Ridge and Lasso regression are two powerful regularization techniques, but each comes with its own limitations:
- Ridge Regression (L2): Shrinks coefficients to prevent overfitting but never reduces them to zero so it doesn’t perform feature selection.
- Lasso Regression (L1): Can shrink some coefficients exactly to zero, effectively selecting features but it struggles with highly correlated predictors and can select only one from a group of related variables.
This is where Elastic Net Regression comes in.
Elastic Net is a regularization algorithm that combines the characteristics of both lasso and ridge regression. In this blog we will going to talk about the Elastic Net regression in R language. It provides a balanced, flexible approach — especially useful when:
- You have many features (possibly more than observations),
- Some predictors are highly correlated, and
- You want both feature selection and regularization.
In short, Elastic Net bridges the gap between Ridge and Lasso, giving us the best of both worlds.
Why Use Elastic Net?
When you’re dealing with high-dimensional data (i.e., more features than observations or features that are highly correlated), traditional linear regression may overfit or behave poorly.
Elastic Net helps in such cases by:
- Handling multicollinearity like Ridge.
- Preventing overfitting through regularization.
- Performing feature selection like Lasso.
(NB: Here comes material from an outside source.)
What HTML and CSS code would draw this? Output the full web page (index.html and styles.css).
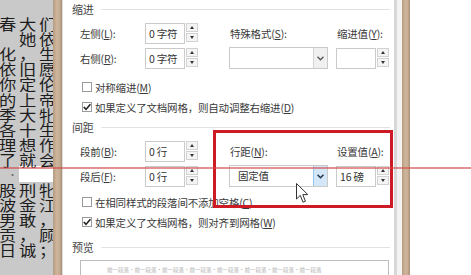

It can tackle the problem of multicollinearity and perform feature selection also that’s why we called it as elastic regression. It also reduces the impact of different features while not eliminating all of the features.
The Elastic Net Formula
The elastic net regression formula is given bey
Elastic Net regression = loss function + λ1 || w ||2 + λ2 || w ||
- Where loss function is the difference between predicted and the real values,
- λ1 controls L1 penalty (Lasso)
- λ1 controls L2 penalty (Ridge)
- || w ||2 Squared magnitude of coefficients
Here plays an important role
- If λ1 =0, then no features are eliminated
- If λ1 = ∞, then all features are eliminated
- As λ1 increases, bias increases.
- As λ1 decreases, variance increases.
- λ1 is directly proportional to bias but inversely proportional to variance.
Implementation of Elastic Net regression in R
The first step is to Install & Load Required Package
# install.packages("glmnet") # Run only once
library(glmnet)
The second step is to load the dataset and define the input and the target variables. Here the mtcars dataset is used for the practical purpose.
data(mtcars)
# Define response and predictors
x <- as.matrix(mtcars[, -1]) # predictors (excluding 'mpg')
y <- mtcars$mpg # response variable
The third step is to fit the elastic net model. We’ll use the alpha parameter to control the mix between Lasso and Ridge:
- alpha = 1: Lasso
- alpha = 0: Ridge
- 0 < alpha < 1: Elastic Net
# Fit Elastic Net with alpha = 0.5 (50% Lasso + 50% Ridge)
elastic_net_model <- glmnet(x, y, alpha = 0.5)
The fourth step is to perform Cross-Validation to Choose Best Lambda
set.seed(123) # for reproducibility
cv_model <- cv.glmnet(x, y, alpha = 0.5)
best_lambda <- cv_model$lambda.min
print(best_lambda)
The fifth step is to plot the Cross-Validation Curve. With the help of this we will be going to find out the optimal values of lambda.
plot(cv_model)

The sixth step is to print the Coefficients of the Final Model
# Coefficients at best lambda
coef(cv_model, s = "lambda.min")
At last make the prediction
# Predict on new data (here using training data for simplicity)
predictions <- predict(cv_model, s = "lambda.min", newx = x)
Conclusion
In conclusion the elastic net regression combines the ability of ridge and lasso regression giving us the best of both worlds. By blending L1 and L2 penalties, it not only performs effective feature selection like Lasso but also handles multicollinearity and grouped variables like Ridge. This makes Elastic Net especially valuable when dealing with high-dimensional data or when predictors are highly correlated.